> **Source excerpt**:
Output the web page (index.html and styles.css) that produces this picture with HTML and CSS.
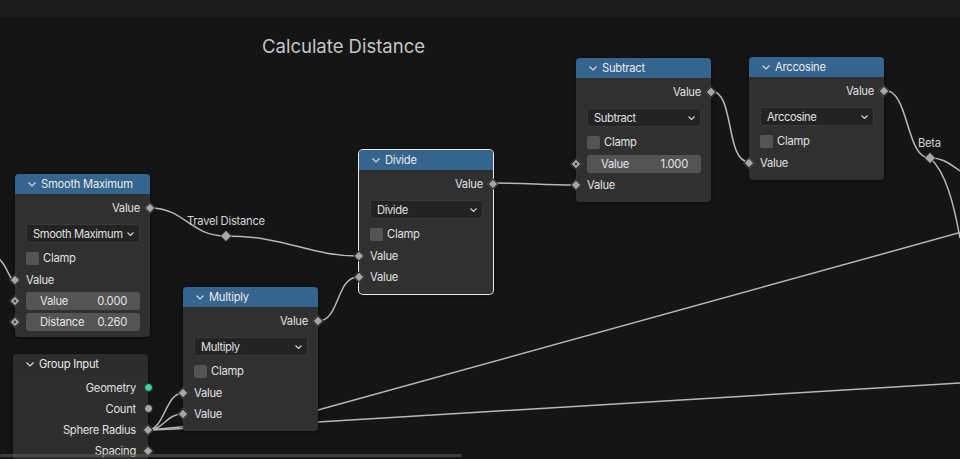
FILE: index.html
```html
<!DOCTYPE html>
<html>
<head>
<meta charset="utf-8">
<link rel="stylesheet" href="styles.css">
</head>
<body>
<div class="editor">
  <div class="topbar"></div>
  <div class="canvas">
    <svg class="wires" viewBox="0 17 960 442" width="960" height="442">
      <g fill="none" stroke="#b8b8b8" stroke-width="1.5">
        <path d="M-2,258 C8,265 8,280 15,280"/>
        <path d="M150,208 C185,208 190,236 226,236"/>
        <path d="M226,236 C285,236 310,256 358,256"/>
        <path d="M318,321 C340,321 336,277 358,277"/>
        <path d="M493,183 C530,183 540,185 576,185"/>
        <path d="M711,91 C735,91 725,162 749,162"/>
        <path d="M884,90 C910,90 905,158 930,158"/>
        <path d="M930,158 C945,158 950,165 962,172"/>
        <path d="M930,158 C946,172 954,205 960,238"/>
        <path d="M147,430 C165,430 165,393 183,393"/>
        <path d="M147,430 C165,430 165,414 183,414"/>
        <path d="M147,430 C180,428 220,423 318,410 L962,232"/>
        <path d="M147,430 C180,430 220,425 318,422 L962,383"/>
      </g>
      <g fill="#a8a8a8" stroke="#2a2a2a" stroke-width="0.8">
        <polygon points="226,230.5 231.5,236 226,241.5 220.5,236"/>
        <polygon points="930,152.5 935.5,158 930,163.5 924.5,158"/>
      </g>
    </svg>

    <div class="frame-label">Calculate Distance</div>
    <div class="reroute-label travel">Travel Distance</div>
    <div class="reroute-label beta">Beta</div>

    <!-- Smooth Maximum -->
    <div class="node smax">
      <div class="node-head"><svg class="chev" viewBox="0 0 8 5"><path d="M0.5,0.5 L4,4 L7.5,0.5"/></svg><span>Smooth Maximum</span></div>
      <div class="node-body">
        <div class="row out">Value<i class="sock r"></i></div>
        <div class="select"><span>Smooth Maximum</span><svg class="dchev" viewBox="0 0 7 4"><path d="M0.5,0.5 L3.5,3.5 L6.5,0.5"/></svg></div>
        <div class="row check"><span class="box"></span>Clamp</div>
        <div class="row in"><i class="sock l"></i>Value</div>
        <div class="row field-row"><i class="sock l dot"></i><div class="field"><span>Value</span><span>0.000</span></div></div>
        <div class="row field-row"><i class="sock l dot"></i><div class="field"><span>Distance</span><span>0.260</span></div></div>
      </div>
    </div>

    <!-- Group Input -->
    <div class="node ginput">
      <div class="node-head dark"><svg class="chev" viewBox="0 0 8 5"><path d="M0.5,0.5 L4,4 L7.5,0.5"/></svg><span>Group Input</span></div>
      <div class="node-body">
        <div class="row out g">Geometry<i class="sock r circ geo"></i></div>
        <div class="row out g">Count<i class="sock r circ"></i></div>
        <div class="row out g">Sphere Radius<i class="sock r"></i></div>
        <div class="row out g">Spacing<i class="sock r"></i></div>
      </div>
    </div>

    <!-- Multiply -->
    <div class="node mult">
      <div class="node-head"><svg class="chev" viewBox="0 0 8 5"><path d="M0.5,0.5 L4,4 L7.5,0.5"/></svg><span>Multiply</span></div>
      <div class="node-body">
        <div class="row out">Value<i class="sock r"></i></div>
        <div class="select"><span>Multiply</span><svg class="dchev" viewBox="0 0 7 4"><path d="M0.5,0.5 L3.5,3.5 L6.5,0.5"/></svg></div>
        <div class="row check"><span class="box"></span>Clamp</div>
        <div class="row in"><i class="sock l"></i>Value</div>
        <div class="row in"><i class="sock l"></i>Value</div>
      </div>
    </div>

    <!-- Divide -->
    <div class="node divide selected">
      <div class="node-head"><svg class="chev" viewBox="0 0 8 5"><path d="M0.5,0.5 L4,4 L7.5,0.5"/></svg><span>Divide</span></div>
      <div class="node-body">
        <div class="row out">Value<i class="sock r"></i></div>
        <div class="select"><span>Divide</span><svg class="dchev" viewBox="0 0 7 4"><path d="M0.5,0.5 L3.5,3.5 L6.5,0.5"/></svg></div>
        <div class="row check"><span class="box"></span>Clamp</div>
        <div class="row in"><i class="sock l"></i>Value</div>
        <div class="row in"><i class="sock l"></i>Value</div>
      </div>
    </div>

    <!-- Subtract -->
    <div class="node subtract">
      <div class="node-head"><svg class="chev" viewBox="0 0 8 5"><path d="M0.5,0.5 L4,4 L7.5,0.5"/></svg><span>Subtract</span></div>
      <div class="node-body">
        <div class="row out">Value<i class="sock r"></i></div>
        <div class="select"><span>Subtract</span><svg class="dchev" viewBox="0 0 7 4"><path d="M0.5,0.5 L3.5,3.5 L6.5,0.5"/></svg></div>
        <div class="row check"><span class="box"></span>Clamp</div>
        <div class="row field-row"><i class="sock l dot"></i><div class="field"><span>Value</span><span>1.000</span></div></div>
        <div class="row in"><i class="sock l"></i>Value</div>
      </div>
    </div>

    <!-- Arccosine -->
    <div class="node arccos">
      <div class="node-head"><svg class="chev" viewBox="0 0 8 5"><path d="M0.5,0.5 L4,4 L7.5,0.5"/></svg><span>Arccosine</span></div>
      <div class="node-body">
        <div class="row out">Value<i class="sock r"></i></div>
        <div class="select"><span>Arccosine</span><svg class="dchev" viewBox="0 0 7 4"><path d="M0.5,0.5 L3.5,3.5 L6.5,0.5"/></svg></div>
        <div class="row check"><span class="box"></span>Clamp</div>
        <div class="row in"><i class="sock l"></i>Value</div>
      </div>
    </div>

    <div class="hscroll"></div>
  </div>
</div>
</body>
</html>
```

FILE: styles.css
```css
* { box-sizing: border-box; }
html, body { margin: 0; padding: 0; background: #151515; }
body {
  font-family: Inter, "Noto Sans", "Liberation Sans", sans-serif;
  font-size: 11.2px;
  letter-spacing: -0.25px;
  color: #e0e0e0;
}
.editor {
  width: 960px;
  height: 459px;
  overflow: hidden;
  background: #151515;
}
.topbar {
  height: 17px;
  background: #1d1d1d;
}
.canvas {
  position: relative;
  height: 442px;
}
.wires {
  position: absolute;
  left: 0;
  top: 0;
}
.frame-label {
  position: absolute;
  left: 262px;
  top: 18px;
  font-size: 18.5px;
  letter-spacing: 0;
  line-height: 22px;
  color: #c6c6c6;
}
.reroute-label {
  position: absolute;
  line-height: 14px;
  color: #d4d4d4;
}
.reroute-label.travel { left: 187px; top: 197px; }
.reroute-label.beta { left: 918px; top: 119px; }

.node {
  position: absolute;
  width: 135px;
  background: #303030;
  border-radius: 4px;
  box-shadow: 0 1px 5px rgba(0, 0, 0, 0.55);
  padding-bottom: 7px;
}
.node.smax { left: 15px; top: 157px; padding-bottom: 5px; }
.node.ginput { left: 13px; top: 337px; background: #2e2e2e; }
.node.mult { left: 183px; top: 270px; }
.node.divide { left: 359px; top: 133px; width: 134px; }
.node.subtract { left: 576px; top: 41px; }
.node.arccos { left: 749px; top: 40px; }
.node.selected { box-shadow: 0 0 0 1px #ececec, 0 1px 5px rgba(0, 0, 0, 0.55); }

.node-head {
  height: 20px;
  background: #35648e;
  border-radius: 4px 4px 0 0;
  display: flex;
  align-items: center;
  padding-left: 13px;
  gap: 5px;
  color: #eaeaea;
}
.node-head.dark { background: #2c2c2c; }
.chev {
  width: 8px;
  height: 5px;
  fill: none;
  stroke: #d8d8d8;
  stroke-width: 1.2;
  flex: none;
}
.node-body { padding-top: 3px; }

.row {
  position: relative;
  height: 21px;
  display: flex;
  align-items: center;
  padding: 0 10px 0 11px;
}
.row.out { justify-content: flex-end; }
.row.out.g { padding-right: 12px; }
.row.check { height: 22px; gap: 4px; }
.box {
  width: 13px;
  height: 13px;
  border-radius: 2px;
  background: #545454;
  flex: none;
}

.select {
  margin: 6px 10px 4px 11px;
  height: 19px;
  background: #232323;
  border: 1px solid #393939;
  border-radius: 3px;
  display: flex;
  align-items: center;
  justify-content: space-between;
  padding: 0 5px 0 6px;
  color: #e0e0e0;
  white-space: nowrap;
  letter-spacing: -0.4px;
}
.dchev {
  width: 7px;
  height: 4px;
  fill: none;
  stroke: #cfcfcf;
  stroke-width: 1.2;
  flex: none;
}

.field {
  flex: 1;
  height: 18px;
  background: #545454;
  border-radius: 3px;
  display: flex;
  align-items: center;
  justify-content: space-between;
  padding: 0 13px 0 14px;
  color: #e4e4e4;
}

.sock {
  position: absolute;
  top: 50%;
  width: 8px;
  height: 8px;
  margin-top: -4px;
  background: #a6a6a6;
  border: 1px solid #262626;
  transform: rotate(45deg);
}
.sock.l { left: -4px; }
.sock.r { right: -4px; }
.sock.dot::after {
  content: "";
  position: absolute;
  left: 2px;
  top: 2px;
  width: 2px;
  height: 2px;
  background: #2a2a2a;
}
.sock.circ {
  width: 9px;
  height: 9px;
  margin-top: -4.5px;
  right: -4.5px;
  border-radius: 50%;
  transform: none;
}
.sock.geo { background: #3fd2a0; }

.hscroll {
  position: absolute;
  left: 0;
  top: 437px;
  width: 462px;
  height: 3px;
  background: rgba(95, 95, 95, 0.55);
  border-radius: 2px;
}
```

> **Goal of the exercise**: Your answer should be a single number: the count of lines in the listing that contain the word "styles".

> **Solution**: 3